• **INPUT ROWS**
:::::

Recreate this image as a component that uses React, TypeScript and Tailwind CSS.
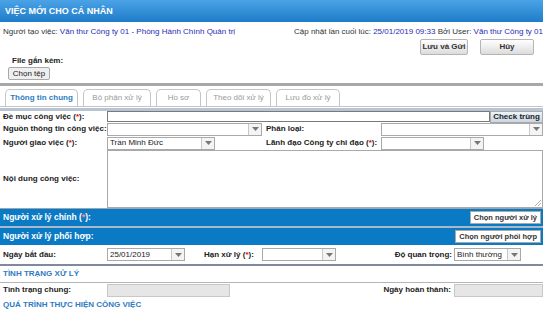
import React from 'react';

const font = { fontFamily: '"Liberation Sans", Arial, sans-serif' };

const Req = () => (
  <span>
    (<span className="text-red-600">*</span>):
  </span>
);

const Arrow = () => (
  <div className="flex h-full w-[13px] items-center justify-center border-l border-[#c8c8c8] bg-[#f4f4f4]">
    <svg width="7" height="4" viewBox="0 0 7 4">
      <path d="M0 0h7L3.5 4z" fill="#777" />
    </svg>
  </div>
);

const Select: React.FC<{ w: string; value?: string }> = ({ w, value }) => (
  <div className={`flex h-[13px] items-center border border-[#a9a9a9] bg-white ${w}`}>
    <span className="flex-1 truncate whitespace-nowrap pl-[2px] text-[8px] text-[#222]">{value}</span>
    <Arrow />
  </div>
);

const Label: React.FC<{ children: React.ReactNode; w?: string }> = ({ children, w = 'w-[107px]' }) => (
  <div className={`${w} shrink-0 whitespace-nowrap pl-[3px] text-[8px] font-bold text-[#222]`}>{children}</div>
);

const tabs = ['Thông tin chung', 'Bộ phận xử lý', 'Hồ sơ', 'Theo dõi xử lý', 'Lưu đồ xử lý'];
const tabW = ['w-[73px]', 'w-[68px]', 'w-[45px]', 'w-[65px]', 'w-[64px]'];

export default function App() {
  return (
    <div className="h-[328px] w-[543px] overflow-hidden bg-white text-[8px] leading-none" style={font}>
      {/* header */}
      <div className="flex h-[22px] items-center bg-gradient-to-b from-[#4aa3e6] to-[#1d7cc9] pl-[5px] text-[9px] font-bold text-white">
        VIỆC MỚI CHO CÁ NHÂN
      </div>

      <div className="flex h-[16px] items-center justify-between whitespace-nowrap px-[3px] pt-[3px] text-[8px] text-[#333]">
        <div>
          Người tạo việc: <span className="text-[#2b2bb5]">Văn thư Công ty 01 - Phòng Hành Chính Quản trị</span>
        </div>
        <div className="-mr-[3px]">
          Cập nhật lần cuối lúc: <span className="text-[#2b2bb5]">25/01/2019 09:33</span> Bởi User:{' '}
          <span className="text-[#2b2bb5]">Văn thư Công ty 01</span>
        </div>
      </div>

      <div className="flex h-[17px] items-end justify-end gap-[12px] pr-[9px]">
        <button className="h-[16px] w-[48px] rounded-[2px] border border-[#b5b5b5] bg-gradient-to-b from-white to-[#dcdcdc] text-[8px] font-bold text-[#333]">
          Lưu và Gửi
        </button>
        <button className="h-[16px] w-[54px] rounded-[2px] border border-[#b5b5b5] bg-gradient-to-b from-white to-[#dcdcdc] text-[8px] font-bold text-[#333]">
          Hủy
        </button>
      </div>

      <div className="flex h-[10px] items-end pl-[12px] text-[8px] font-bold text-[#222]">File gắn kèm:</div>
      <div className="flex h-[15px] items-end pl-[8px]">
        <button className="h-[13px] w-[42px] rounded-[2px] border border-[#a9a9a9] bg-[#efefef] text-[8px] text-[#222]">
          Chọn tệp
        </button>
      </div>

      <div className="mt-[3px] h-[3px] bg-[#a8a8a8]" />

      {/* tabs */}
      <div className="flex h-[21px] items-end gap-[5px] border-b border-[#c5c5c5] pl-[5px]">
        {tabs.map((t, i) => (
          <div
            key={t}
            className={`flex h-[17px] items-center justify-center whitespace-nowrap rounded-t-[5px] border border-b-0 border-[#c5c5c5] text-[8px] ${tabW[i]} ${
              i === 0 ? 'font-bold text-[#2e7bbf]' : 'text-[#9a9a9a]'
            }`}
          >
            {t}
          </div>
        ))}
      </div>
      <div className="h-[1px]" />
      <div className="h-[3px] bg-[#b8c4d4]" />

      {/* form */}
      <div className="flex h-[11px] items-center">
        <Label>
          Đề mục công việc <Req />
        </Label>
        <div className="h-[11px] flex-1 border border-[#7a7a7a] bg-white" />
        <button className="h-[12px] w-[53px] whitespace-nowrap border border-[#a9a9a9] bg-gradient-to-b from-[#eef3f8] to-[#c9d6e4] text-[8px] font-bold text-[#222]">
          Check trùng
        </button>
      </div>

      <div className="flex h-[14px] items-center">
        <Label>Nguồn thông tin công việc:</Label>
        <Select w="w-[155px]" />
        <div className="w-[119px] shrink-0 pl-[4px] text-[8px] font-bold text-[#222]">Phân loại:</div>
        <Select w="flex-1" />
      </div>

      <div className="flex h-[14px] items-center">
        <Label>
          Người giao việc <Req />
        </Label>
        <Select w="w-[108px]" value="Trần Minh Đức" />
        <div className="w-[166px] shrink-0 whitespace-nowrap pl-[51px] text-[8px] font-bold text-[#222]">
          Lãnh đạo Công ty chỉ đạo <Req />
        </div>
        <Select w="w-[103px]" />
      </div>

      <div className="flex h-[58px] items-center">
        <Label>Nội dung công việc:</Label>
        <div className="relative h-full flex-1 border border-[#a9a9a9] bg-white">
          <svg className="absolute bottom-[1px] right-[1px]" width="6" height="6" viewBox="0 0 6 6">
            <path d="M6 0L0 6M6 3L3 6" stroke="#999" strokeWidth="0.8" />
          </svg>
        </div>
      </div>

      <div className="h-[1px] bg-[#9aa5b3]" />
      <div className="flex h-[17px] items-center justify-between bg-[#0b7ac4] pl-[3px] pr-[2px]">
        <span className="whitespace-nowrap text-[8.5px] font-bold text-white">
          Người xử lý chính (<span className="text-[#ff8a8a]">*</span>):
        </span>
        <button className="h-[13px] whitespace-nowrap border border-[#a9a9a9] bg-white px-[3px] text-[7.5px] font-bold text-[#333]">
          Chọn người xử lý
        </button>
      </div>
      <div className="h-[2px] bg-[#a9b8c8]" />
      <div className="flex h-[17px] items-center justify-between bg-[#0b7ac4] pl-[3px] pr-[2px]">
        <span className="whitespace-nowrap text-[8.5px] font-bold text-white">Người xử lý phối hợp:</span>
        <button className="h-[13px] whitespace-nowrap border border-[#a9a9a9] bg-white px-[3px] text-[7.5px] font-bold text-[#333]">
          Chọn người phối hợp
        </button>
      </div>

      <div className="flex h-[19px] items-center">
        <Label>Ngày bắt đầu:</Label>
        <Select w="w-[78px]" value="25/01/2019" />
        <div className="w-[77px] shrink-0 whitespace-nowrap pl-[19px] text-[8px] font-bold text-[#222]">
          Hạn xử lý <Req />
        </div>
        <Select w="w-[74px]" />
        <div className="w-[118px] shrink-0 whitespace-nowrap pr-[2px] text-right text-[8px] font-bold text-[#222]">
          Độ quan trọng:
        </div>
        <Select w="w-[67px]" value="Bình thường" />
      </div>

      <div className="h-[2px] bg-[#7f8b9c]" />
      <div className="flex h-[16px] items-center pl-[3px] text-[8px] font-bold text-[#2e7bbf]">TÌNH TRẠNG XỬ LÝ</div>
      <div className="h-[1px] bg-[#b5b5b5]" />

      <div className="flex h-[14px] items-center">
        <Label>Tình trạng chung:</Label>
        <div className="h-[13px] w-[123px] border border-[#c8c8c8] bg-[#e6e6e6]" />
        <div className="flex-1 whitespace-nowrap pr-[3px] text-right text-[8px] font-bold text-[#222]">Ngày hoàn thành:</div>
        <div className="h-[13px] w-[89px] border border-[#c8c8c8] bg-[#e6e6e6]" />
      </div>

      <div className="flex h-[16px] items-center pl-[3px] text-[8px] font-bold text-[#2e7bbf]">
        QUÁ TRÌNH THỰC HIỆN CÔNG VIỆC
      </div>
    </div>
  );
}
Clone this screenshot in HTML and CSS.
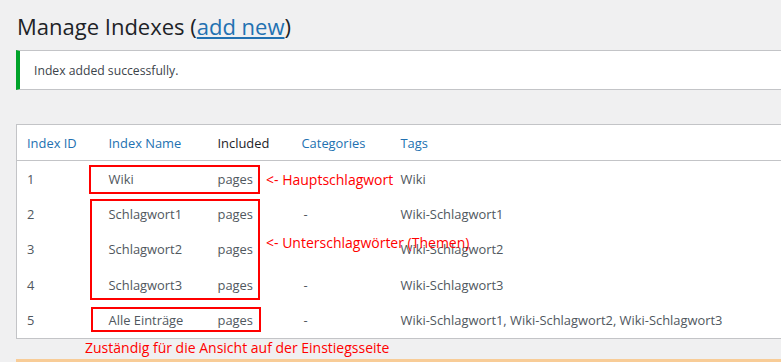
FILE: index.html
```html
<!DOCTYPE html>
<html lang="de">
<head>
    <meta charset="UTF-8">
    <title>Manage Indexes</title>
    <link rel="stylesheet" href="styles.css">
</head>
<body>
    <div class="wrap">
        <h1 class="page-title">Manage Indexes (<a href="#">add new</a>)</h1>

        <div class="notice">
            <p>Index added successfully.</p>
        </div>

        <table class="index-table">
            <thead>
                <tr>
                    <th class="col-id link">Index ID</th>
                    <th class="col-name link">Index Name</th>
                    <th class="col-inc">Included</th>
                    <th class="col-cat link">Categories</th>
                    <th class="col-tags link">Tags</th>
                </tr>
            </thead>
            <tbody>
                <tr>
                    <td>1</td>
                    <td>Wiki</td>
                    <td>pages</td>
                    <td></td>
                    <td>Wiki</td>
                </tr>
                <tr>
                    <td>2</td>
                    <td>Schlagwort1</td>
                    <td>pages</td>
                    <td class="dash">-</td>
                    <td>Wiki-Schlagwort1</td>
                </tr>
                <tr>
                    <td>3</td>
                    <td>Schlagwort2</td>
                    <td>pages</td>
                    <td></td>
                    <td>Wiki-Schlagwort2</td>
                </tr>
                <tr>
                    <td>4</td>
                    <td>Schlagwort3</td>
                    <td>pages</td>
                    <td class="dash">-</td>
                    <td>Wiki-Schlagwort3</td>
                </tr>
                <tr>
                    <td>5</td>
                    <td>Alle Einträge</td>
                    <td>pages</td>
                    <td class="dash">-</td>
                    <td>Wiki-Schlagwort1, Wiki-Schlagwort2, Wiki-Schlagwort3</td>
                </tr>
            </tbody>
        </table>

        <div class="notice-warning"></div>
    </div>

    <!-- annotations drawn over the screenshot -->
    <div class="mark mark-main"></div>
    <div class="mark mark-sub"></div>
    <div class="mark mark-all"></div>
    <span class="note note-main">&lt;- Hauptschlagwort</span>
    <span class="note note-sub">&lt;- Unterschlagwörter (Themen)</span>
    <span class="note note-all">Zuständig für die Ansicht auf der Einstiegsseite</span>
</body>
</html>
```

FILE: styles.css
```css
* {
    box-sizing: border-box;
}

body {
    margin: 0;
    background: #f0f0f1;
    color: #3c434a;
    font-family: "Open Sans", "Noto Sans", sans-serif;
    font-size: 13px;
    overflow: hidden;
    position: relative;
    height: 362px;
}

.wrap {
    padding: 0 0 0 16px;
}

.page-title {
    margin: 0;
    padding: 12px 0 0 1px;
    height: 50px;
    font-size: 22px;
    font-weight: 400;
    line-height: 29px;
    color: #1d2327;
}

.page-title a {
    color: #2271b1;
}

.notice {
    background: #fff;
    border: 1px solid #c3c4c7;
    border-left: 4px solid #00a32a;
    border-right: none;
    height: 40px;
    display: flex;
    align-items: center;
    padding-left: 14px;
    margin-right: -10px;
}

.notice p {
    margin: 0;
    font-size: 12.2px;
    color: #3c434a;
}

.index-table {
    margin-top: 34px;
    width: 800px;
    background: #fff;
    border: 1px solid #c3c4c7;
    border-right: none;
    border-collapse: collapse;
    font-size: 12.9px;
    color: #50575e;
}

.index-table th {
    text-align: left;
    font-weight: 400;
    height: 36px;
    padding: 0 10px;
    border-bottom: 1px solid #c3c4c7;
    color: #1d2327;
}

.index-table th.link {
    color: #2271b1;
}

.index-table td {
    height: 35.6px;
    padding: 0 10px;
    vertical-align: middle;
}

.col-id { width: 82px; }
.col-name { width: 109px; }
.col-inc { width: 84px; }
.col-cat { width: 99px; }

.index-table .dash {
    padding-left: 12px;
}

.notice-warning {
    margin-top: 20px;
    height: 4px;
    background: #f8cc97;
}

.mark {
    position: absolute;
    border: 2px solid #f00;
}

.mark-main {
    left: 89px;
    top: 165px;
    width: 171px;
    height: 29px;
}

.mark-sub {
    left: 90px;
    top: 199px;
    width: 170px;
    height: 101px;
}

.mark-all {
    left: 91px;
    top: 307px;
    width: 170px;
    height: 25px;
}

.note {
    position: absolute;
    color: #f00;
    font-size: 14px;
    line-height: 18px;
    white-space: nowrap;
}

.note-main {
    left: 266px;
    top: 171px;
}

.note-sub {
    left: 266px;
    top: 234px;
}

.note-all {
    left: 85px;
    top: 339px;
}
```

:::::

• **EXERCISE DIRECTIONS**
Take the lines from the first line of the entries through the line with "['w-[73px]', 'w-[68px]', 'w-[45px]', 'w-[65px]', 'w-[64px]'];", inclusive, and give them again exactly, minus any pictures.

• **OUTPUT FOR THIS TASK**
Recreate this image as a component that uses React, TypeScript and Tailwind CSS.
import React from 'react';

const font = { fontFamily: '"Liberation Sans", Arial, sans-serif' };

const Req = () => (
  <span>
    (<span className="text-red-600">*</span>):
  </span>
);

const Arrow = () => (
  <div className="flex h-full w-[13px] items-center justify-center border-l border-[#c8c8c8] bg-[#f4f4f4]">
    <svg width="7" height="4" viewBox="0 0 7 4">
      <path d="M0 0h7L3.5 4z" fill="#777" />
    </svg>
  </div>
);

const Select: React.FC<{ w: string; value?: string }> = ({ w, value }) => (
  <div className={`flex h-[13px] items-center border border-[#a9a9a9] bg-white ${w}`}>
    <span className="flex-1 truncate whitespace-nowrap pl-[2px] text-[8px] text-[#222]">{value}</span>
    <Arrow />
  </div>
);

const Label: React.FC<{ children: React.ReactNode; w?: string }> = ({ children, w = 'w-[107px]' }) => (
  <div className={`${w} shrink-0 whitespace-nowrap pl-[3px] text-[8px] font-bold text-[#222]`}>{children}</div>
);

const tabs = ['Thông tin chung', 'Bộ phận xử lý', 'Hồ sơ', 'Theo dõi xử lý', 'Lưu đồ xử lý'];
const tabW = ['w-[73px]', 'w-[68px]', 'w-[45px]', 'w-[65px]', 'w-[64px]'];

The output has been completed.